I learned about the bizarre traditions for group viewings of “The Room” just hours before seeing the movie, leaving me woefully unprepared for the ridiculousness. I knew maybe a handful of the many famous quotes but had no idea when scenes tied to specific traditions would occur and did not bring any spoons to throw at the screen — my years cleaning movie theaters in high school made me feel guilty about the idea of creating such a mess. These feelings of guilt were quickly alleviated when an announcement was made to throw the spoons up in the air instead of at the screen in order to not damage the screen itself, giving an indirect confirmation from the Michigan Theater staff that they understood the atmosphere of the event.
Before the film, Sestero was in the lobby meeting fans and throwing around a football, a reference to the fact that Mark and Johnny will often play catch at seemingly random times throughout the movie. I felt bad for Sestero at first, worrying that he was tired of hearing the same jokes repeated endlessly, but he had a sense of humor about the situation. I expected an old man exhausted from decades talking about the same movie, but I was met with an actor who still loved to talk about his passion: making movies. His precursor Q&A is when I realized just how hardcore some fans of “The Room” are. One audience member had such a spot-on impression of Johnny that I have to believe he spent hours rehearsing it. Using his own Johnny impression that would give the audience member a run for his money, Sestero talked about how Wiseau would constantly replace the production staff and forget his own lines for hours on end. He was feeding off of the energy from the crowd, performing something similar to a stand-up comedy routine based on his experiences making the film.

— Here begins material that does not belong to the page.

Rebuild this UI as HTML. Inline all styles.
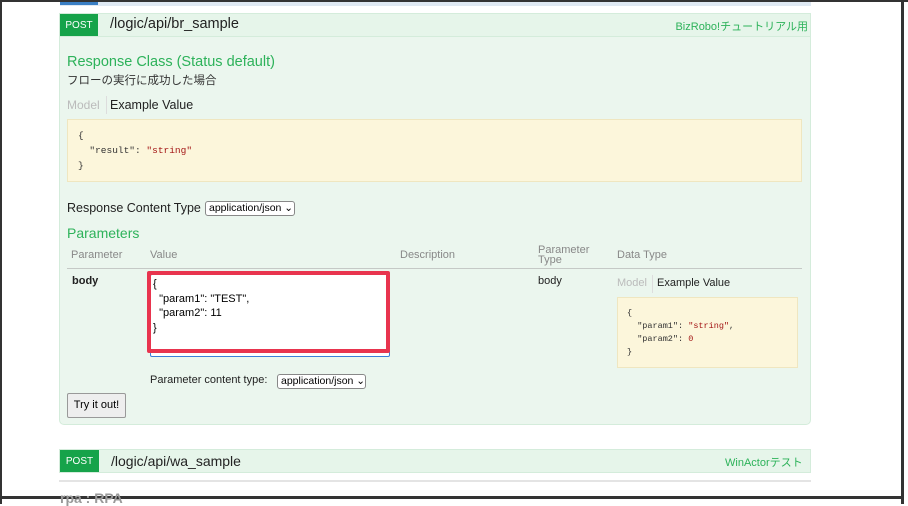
<!DOCTYPE html>
<html><head><meta charset="utf-8"><style>
*{margin:0;padding:0;box-sizing:border-box}
body{width:908px;height:504px;background:#fff;position:relative;overflow:hidden;font-family:"Liberation Sans","Noto Sans CJK JP",sans-serif;color:#222}
.a{position:absolute;white-space:nowrap}
.mono{font-family:"Liberation Mono","DejaVu Sans Mono",monospace}
.sel{position:absolute;border:1px solid #888;border-radius:3px;background:#fff;font-size:10.5px;padding:0 3px;height:15px;line-height:13px;color:#000;white-space:nowrap;overflow:hidden}
</style></head><body>
<div class="a" style="left:0;top:0;width:908px;height:2px;background:#333"></div>
<div class="a" style="left:0;top:0;width:2px;height:504px;background:#333"></div>
<div class="a" style="left:901px;top:0;width:3px;height:504px;background:#333"></div>
<div class="a" style="left:0;top:496px;width:904px;height:3px;background:#333"></div>
<div class="a" style="left:60px;top:2px;width:751px;height:4px;background:#dfe9f3"></div>
<div class="a" style="left:60px;top:2px;width:38px;height:3px;background:#3b7fc4"></div>

<div class="a" style="left:59px;top:13px;width:752px;height:412px;background:#ebf6ee;border:1px solid #d4ecdb;border-radius:0 0 5px 5px"></div>
<div class="a" style="left:59px;top:13px;width:752px;height:24px;background:#e6f5ea;border:1px solid #d4ecdb"></div>
<div class="a" style="left:60px;top:14px;width:38px;height:22px;background:#16a34a;color:#fff;font-size:10px;line-height:24px;text-align:center">POST</div>
<div class="a" style="left:110px;top:16px;font-size:14.5px;color:#222">/logic/api/br_sample</div>
<div class="a" style="right:100px;top:18px;font-size:11px;color:#2db25a">BizRobo!チュートリアル用</div>

<div class="a" style="left:67px;top:54px;font-size:14.5px;color:#2db25a">Response Class (Status default)</div>
<div class="a" style="left:67px;top:72px;font-size:11.5px;color:#333">フローの実行に成功した場合</div>
<div class="a" style="left:67px;top:98px;font-size:12px;color:#bbb">Model</div>
<div class="a" style="left:106px;top:96px;width:1px;height:18px;background:#ddd"></div>
<div class="a" style="left:110px;top:98px;font-size:12.5px;color:#222">Example Value</div>
<div class="a mono" style="left:67px;top:119px;width:735px;height:63px;background:#fcf6db;border:1px solid #efe6c0;font-size:9.5px;line-height:15px;padding:8px 10px;color:#333;white-space:pre">{
  "result": <span style="color:#a31515">"string"</span>
}</div>

<div class="a" style="left:67px;top:201px;font-size:12.5px;color:#222">Response Content Type</div>
<div class="sel" style="left:205px;top:201px;width:90px">application/json ⌄</div>
<div class="a" style="left:67px;top:225px;font-size:14px;color:#2db25a">Parameters</div>

<div class="a" style="left:71px;top:249px;font-size:11px;color:#888">Parameter</div>
<div class="a" style="left:150px;top:249px;font-size:11px;color:#888">Value</div>
<div class="a" style="left:400px;top:249px;font-size:11px;color:#888">Description</div>
<div class="a" style="left:538px;top:245px;font-size:11px;color:#888;line-height:10px">Parameter<br>Type</div>
<div class="a" style="left:617px;top:249px;font-size:11px;color:#888">Data Type</div>
<div class="a" style="left:67px;top:268px;width:735px;height:1px;background:#c5c9c6"></div>

<div class="a" style="left:72px;top:275px;font-size:11px;font-weight:bold;color:#222">body</div>
<div class="a" style="left:150px;top:274px;width:240px;height:83px;background:#fff;border:1px solid #3b7fd8;border-radius:2px"></div>
<div class="a" style="left:147px;top:271px;width:243px;height:82px;border:4px solid #e8344e;border-radius:2px"></div>
<div class="a" style="left:153px;top:277px;font-size:11px;line-height:14.5px;color:#000;white-space:pre">{
  "param1": "TEST",
  "param2": 11
}</div>
<div class="a" style="left:150px;top:374px;font-size:11px;color:#222">Parameter content type:</div>
<div class="sel" style="left:277px;top:374px;width:89px">application/json ⌄</div>
<div class="a" style="left:67px;top:393px;width:59px;height:25px;background:#eee;border:1px solid #999;border-radius:2px;font-size:11px;line-height:23px;text-align:center;color:#000">Try it out!</div>

<div class="a" style="left:538px;top:275px;font-size:11px;color:#222">body</div>
<div class="a" style="left:617px;top:277px;font-size:11px;color:#bbb">Model</div>
<div class="a" style="left:652px;top:275px;width:1px;height:18px;background:#ddd"></div>
<div class="a" style="left:657px;top:277px;font-size:11px;color:#222">Example Value</div>
<div class="a mono" style="left:617px;top:297px;width:181px;height:71px;background:#fcf6db;border:1px solid #efe6c0;font-size:8.5px;line-height:13px;padding:9px 9px;color:#333;white-space:pre">{
  "param1": <span style="color:#a31515">"string"</span>,
  "param2": <span style="color:#a31515">0</span>
}</div>

<div class="a" style="left:59px;top:449px;width:752px;height:24px;background:#e6f5ea;border:1px solid #d4ecdb"></div>
<div class="a" style="left:60px;top:450px;width:39px;height:22px;background:#16a34a;color:#fff;font-size:10px;line-height:24px;text-align:center">POST</div>
<div class="a" style="left:111px;top:453px;font-size:14px;color:#222">/logic/api/wa_sample</div>
<div class="a" style="left:725px;top:454px;font-size:11px;color:#2db25a">WinActorテスト</div>
<div class="a" style="left:59px;top:480px;width:752px;height:2px;background:#e4e4e4"></div>
<div class="a" style="left:60px;top:490px;font-size:14px;font-weight:bold;color:#999">rpa : RPA</div>
</body></html>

With anticipation built up and ready to burst, the film and its ensuing chaos finally began. There wasn’t a moment of silence from the audience for the entire 100-minute runtime. When people weren’t laughing at the horrible acting, they were shouting out quotes or coming up with their own joke responses to what was happening on the screen. Spoons were thrown whenever one appeared in the background of the set — it occurs many more times than one would expect — and I was lucky enough to get some from the group behind me who had bought a massive pack in anticipation of the ritual. It dawned on me that this is where the phrase “cult classic” must come from. An entire theater had descended into complete anarchy. Everyone had paid to watch a movie they knew was utterly horrible, and they were enjoying it nonetheless. Every terrible scene just seemed to increase the intensity of the crowd, pushing them farther into their collective breakdown, and I loved every single minute of it.
Late-night showings of old movies are something I’ve always relished, but “The Room” is an unrivaled experience. The worst movie ever made might just produce the best theater experience out there.